#### Problem to solve:
Repeat all of the data precisely.

------------------------------

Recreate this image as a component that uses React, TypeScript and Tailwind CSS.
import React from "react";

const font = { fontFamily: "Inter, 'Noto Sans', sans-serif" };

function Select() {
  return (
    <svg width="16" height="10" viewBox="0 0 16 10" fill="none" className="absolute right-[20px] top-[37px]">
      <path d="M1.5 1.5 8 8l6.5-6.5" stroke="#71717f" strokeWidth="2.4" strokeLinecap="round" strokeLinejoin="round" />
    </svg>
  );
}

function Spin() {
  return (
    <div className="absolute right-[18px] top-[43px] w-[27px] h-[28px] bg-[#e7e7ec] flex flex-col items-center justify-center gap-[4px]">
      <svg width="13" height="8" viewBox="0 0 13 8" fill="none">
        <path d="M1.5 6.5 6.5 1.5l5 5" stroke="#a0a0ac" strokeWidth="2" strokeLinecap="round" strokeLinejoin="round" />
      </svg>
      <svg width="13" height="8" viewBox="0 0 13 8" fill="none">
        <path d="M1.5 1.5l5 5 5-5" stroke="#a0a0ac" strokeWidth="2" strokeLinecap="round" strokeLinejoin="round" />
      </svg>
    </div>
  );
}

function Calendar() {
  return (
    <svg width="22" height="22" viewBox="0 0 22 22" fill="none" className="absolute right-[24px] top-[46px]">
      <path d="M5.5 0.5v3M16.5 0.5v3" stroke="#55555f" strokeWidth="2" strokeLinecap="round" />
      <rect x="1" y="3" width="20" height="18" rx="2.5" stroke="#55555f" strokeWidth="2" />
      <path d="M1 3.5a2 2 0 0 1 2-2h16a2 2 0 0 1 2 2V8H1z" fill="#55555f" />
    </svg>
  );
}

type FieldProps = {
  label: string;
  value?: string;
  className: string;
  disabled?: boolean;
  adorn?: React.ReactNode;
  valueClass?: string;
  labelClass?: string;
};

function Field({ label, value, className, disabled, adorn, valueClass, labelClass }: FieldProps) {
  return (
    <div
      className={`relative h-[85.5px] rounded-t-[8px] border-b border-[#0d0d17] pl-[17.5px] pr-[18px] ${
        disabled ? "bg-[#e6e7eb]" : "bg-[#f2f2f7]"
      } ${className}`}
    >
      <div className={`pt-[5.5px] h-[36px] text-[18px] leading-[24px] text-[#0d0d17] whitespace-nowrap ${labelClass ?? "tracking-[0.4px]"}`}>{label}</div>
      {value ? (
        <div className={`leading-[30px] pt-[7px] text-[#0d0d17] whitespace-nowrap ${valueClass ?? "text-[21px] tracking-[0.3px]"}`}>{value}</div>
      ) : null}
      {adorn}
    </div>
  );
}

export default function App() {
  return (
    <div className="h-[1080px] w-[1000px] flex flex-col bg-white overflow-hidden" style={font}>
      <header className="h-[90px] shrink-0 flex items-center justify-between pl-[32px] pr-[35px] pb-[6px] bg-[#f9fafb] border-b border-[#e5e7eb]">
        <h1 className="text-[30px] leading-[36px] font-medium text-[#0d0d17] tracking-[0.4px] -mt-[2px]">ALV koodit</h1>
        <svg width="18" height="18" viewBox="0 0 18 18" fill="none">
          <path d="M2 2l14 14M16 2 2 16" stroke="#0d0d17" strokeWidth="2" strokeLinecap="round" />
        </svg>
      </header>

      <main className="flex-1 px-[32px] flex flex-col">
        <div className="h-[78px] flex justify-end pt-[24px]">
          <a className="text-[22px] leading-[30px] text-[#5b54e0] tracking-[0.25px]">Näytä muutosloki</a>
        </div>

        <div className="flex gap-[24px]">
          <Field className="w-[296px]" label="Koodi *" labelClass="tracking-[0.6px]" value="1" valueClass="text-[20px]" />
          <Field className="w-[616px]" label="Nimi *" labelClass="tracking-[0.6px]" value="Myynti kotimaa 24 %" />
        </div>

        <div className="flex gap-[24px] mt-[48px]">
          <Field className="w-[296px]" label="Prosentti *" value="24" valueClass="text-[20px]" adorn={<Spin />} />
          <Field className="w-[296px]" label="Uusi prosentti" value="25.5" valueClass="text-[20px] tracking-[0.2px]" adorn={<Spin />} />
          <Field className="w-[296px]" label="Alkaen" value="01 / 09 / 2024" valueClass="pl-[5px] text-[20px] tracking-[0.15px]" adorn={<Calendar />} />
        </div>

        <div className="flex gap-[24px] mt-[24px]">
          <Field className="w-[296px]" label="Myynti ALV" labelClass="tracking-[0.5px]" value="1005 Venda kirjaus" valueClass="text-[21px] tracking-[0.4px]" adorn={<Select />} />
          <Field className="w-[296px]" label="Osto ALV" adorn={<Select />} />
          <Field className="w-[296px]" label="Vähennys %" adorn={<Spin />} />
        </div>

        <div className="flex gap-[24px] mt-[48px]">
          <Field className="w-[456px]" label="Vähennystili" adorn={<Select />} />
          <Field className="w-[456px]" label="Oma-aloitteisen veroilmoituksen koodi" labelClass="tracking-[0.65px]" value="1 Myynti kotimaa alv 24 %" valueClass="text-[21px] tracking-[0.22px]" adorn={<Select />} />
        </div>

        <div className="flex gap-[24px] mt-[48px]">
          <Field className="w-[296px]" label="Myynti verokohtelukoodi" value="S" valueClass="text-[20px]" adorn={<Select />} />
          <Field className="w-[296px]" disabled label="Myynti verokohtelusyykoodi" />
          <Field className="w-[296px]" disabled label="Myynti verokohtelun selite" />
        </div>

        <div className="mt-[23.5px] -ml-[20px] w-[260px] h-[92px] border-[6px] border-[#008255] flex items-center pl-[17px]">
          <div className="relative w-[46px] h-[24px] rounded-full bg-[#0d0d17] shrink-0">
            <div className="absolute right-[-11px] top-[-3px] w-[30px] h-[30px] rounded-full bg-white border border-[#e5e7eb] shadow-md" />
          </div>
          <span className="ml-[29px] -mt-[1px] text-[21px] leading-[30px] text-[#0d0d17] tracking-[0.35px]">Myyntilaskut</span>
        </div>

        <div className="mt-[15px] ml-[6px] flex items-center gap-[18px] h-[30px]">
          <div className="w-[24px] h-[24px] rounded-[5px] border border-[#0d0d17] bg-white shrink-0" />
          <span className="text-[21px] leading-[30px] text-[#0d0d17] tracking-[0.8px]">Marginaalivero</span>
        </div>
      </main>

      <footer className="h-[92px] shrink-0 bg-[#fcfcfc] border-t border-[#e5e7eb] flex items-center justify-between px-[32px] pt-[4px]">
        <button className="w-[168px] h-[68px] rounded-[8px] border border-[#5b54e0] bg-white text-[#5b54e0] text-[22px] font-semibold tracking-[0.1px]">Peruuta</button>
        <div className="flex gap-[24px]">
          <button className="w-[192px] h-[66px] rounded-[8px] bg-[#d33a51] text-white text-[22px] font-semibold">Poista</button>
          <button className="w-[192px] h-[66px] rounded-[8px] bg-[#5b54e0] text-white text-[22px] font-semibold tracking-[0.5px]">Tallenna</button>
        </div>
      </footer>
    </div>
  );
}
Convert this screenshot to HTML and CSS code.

------------------------------

#### Written reply:
Recreate this image as a component that uses React, TypeScript and Tailwind CSS.
import React from "react";

const font = { fontFamily: "Inter, 'Noto Sans', sans-serif" };

function Select() {
  return (
    <svg width="16" height="10" viewBox="0 0 16 10" fill="none" className="absolute right-[20px] top-[37px]">
      <path d="M1.5 1.5 8 8l6.5-6.5" stroke="#71717f" strokeWidth="2.4" strokeLinecap="round" strokeLinejoin="round" />
    </svg>
  );
}

function Spin() {
  return (
    <div className="absolute right-[18px] top-[43px] w-[27px] h-[28px] bg-[#e7e7ec] flex flex-col items-center justify-center gap-[4px]">
      <svg width="13" height="8" viewBox="0 0 13 8" fill="none">
        <path d="M1.5 6.5 6.5 1.5l5 5" stroke="#a0a0ac" strokeWidth="2" strokeLinecap="round" strokeLinejoin="round" />
      </svg>
      <svg width="13" height="8" viewBox="0 0 13 8" fill="none">
        <path d="M1.5 1.5l5 5 5-5" stroke="#a0a0ac" strokeWidth="2" strokeLinecap="round" strokeLinejoin="round" />
      </svg>
    </div>
  );
}

function Calendar() {
  return (
    <svg width="22" height="22" viewBox="0 0 22 22" fill="none" className="absolute right-[24px] top-[46px]">
      <path d="M5.5 0.5v3M16.5 0.5v3" stroke="#55555f" strokeWidth="2" strokeLinecap="round" />
      <rect x="1" y="3" width="20" height="18" rx="2.5" stroke="#55555f" strokeWidth="2" />
      <path d="M1 3.5a2 2 0 0 1 2-2h16a2 2 0 0 1 2 2V8H1z" fill="#55555f" />
    </svg>
  );
}

type FieldProps = {
  label: string;
  value?: string;
  className: string;
  disabled?: boolean;
  adorn?: React.ReactNode;
  valueClass?: string;
  labelClass?: string;
};

function Field({ label, value, className, disabled, adorn, valueClass, labelClass }: FieldProps) {
  return (
    <div
      className={`relative h-[85.5px] rounded-t-[8px] border-b border-[#0d0d17] pl-[17.5px] pr-[18px] ${
        disabled ? "bg-[#e6e7eb]" : "bg-[#f2f2f7]"
      } ${className}`}
    >
      <div className={`pt-[5.5px] h-[36px] text-[18px] leading-[24px] text-[#0d0d17] whitespace-nowrap ${labelClass ?? "tracking-[0.4px]"}`}>{label}</div>
      {value ? (
        <div className={`leading-[30px] pt-[7px] text-[#0d0d17] whitespace-nowrap ${valueClass ?? "text-[21px] tracking-[0.3px]"}`}>{value}</div>
      ) : null}
      {adorn}
    </div>
  );
}

export default function App() {
  return (
    <div className="h-[1080px] w-[1000px] flex flex-col bg-white overflow-hidden" style={font}>
      <header className="h-[90px] shrink-0 flex items-center justify-between pl-[32px] pr-[35px] pb-[6px] bg-[#f9fafb] border-b border-[#e5e7eb]">
        <h1 className="text-[30px] leading-[36px] font-medium text-[#0d0d17] tracking-[0.4px] -mt-[2px]">ALV koodit</h1>
        <svg width="18" height="18" viewBox="0 0 18 18" fill="none">
          <path d="M2 2l14 14M16 2 2 16" stroke="#0d0d17" strokeWidth="2" strokeLinecap="round" />
        </svg>
      </header>

      <main className="flex-1 px-[32px] flex flex-col">
        <div className="h-[78px] flex justify-end pt-[24px]">
          <a className="text-[22px] leading-[30px] text-[#5b54e0] tracking-[0.25px]">Näytä muutosloki</a>
        </div>

        <div className="flex gap-[24px]">
          <Field className="w-[296px]" label="Koodi *" labelClass="tracking-[0.6px]" value="1" valueClass="text-[20px]" />
          <Field className="w-[616px]" label="Nimi *" labelClass="tracking-[0.6px]" value="Myynti kotimaa 24 %" />
        </div>

        <div className="flex gap-[24px] mt-[48px]">
          <Field className="w-[296px]" label="Prosentti *" value="24" valueClass="text-[20px]" adorn={<Spin />} />
          <Field className="w-[296px]" label="Uusi prosentti" value="25.5" valueClass="text-[20px] tracking-[0.2px]" adorn={<Spin />} />
          <Field className="w-[296px]" label="Alkaen" value="01 / 09 / 2024" valueClass="pl-[5px] text-[20px] tracking-[0.15px]" adorn={<Calendar />} />
        </div>

        <div className="flex gap-[24px] mt-[24px]">
          <Field className="w-[296px]" label="Myynti ALV" labelClass="tracking-[0.5px]" value="1005 Venda kirjaus" valueClass="text-[21px] tracking-[0.4px]" adorn={<Select />} />
          <Field className="w-[296px]" label="Osto ALV" adorn={<Select />} />
          <Field className="w-[296px]" label="Vähennys %" adorn={<Spin />} />
        </div>

        <div className="flex gap-[24px] mt-[48px]">
          <Field className="w-[456px]" label="Vähennystili" adorn={<Select />} />
          <Field className="w-[456px]" label="Oma-aloitteisen veroilmoituksen koodi" labelClass="tracking-[0.65px]" value="1 Myynti kotimaa alv 24 %" valueClass="text-[21px] tracking-[0.22px]" adorn={<Select />} />
        </div>

        <div className="flex gap-[24px] mt-[48px]">
          <Field className="w-[296px]" label="Myynti verokohtelukoodi" value="S" valueClass="text-[20px]" adorn={<Select />} />
          <Field className="w-[296px]" disabled label="Myynti verokohtelusyykoodi" />
          <Field className="w-[296px]" disabled label="Myynti verokohtelun selite" />
        </div>

        <div className="mt-[23.5px] -ml-[20px] w-[260px] h-[92px] border-[6px] border-[#008255] flex items-center pl-[17px]">
          <div className="relative w-[46px] h-[24px] rounded-full bg-[#0d0d17] shrink-0">
            <div className="absolute right-[-11px] top-[-3px] w-[30px] h-[30px] rounded-full bg-white border border-[#e5e7eb] shadow-md" />
          </div>
          <span className="ml-[29px] -mt-[1px] text-[21px] leading-[30px] text-[#0d0d17] tracking-[0.35px]">Myyntilaskut</span>
        </div>

        <div className="mt-[15px] ml-[6px] flex items-center gap-[18px] h-[30px]">
          <div className="w-[24px] h-[24px] rounded-[5px] border border-[#0d0d17] bg-white shrink-0" />
          <span className="text-[21px] leading-[30px] text-[#0d0d17] tracking-[0.8px]">Marginaalivero</span>
        </div>
      </main>

      <footer className="h-[92px] shrink-0 bg-[#fcfcfc] border-t border-[#e5e7eb] flex items-center justify-between px-[32px] pt-[4px]">
        <button className="w-[168px] h-[68px] rounded-[8px] border border-[#5b54e0] bg-white text-[#5b54e0] text-[22px] font-semibold tracking-[0.1px]">Peruuta</button>
        <div className="flex gap-[24px]">
          <button className="w-[192px] h-[66px] rounded-[8px] bg-[#d33a51] text-white text-[22px] font-semibold">Poista</button>
          <button className="w-[192px] h-[66px] rounded-[8px] bg-[#5b54e0] text-white text-[22px] font-semibold tracking-[0.5px]">Tallenna</button>
        </div>
      </footer>
    </div>
  );
}
Convert this screenshot to HTML and CSS code.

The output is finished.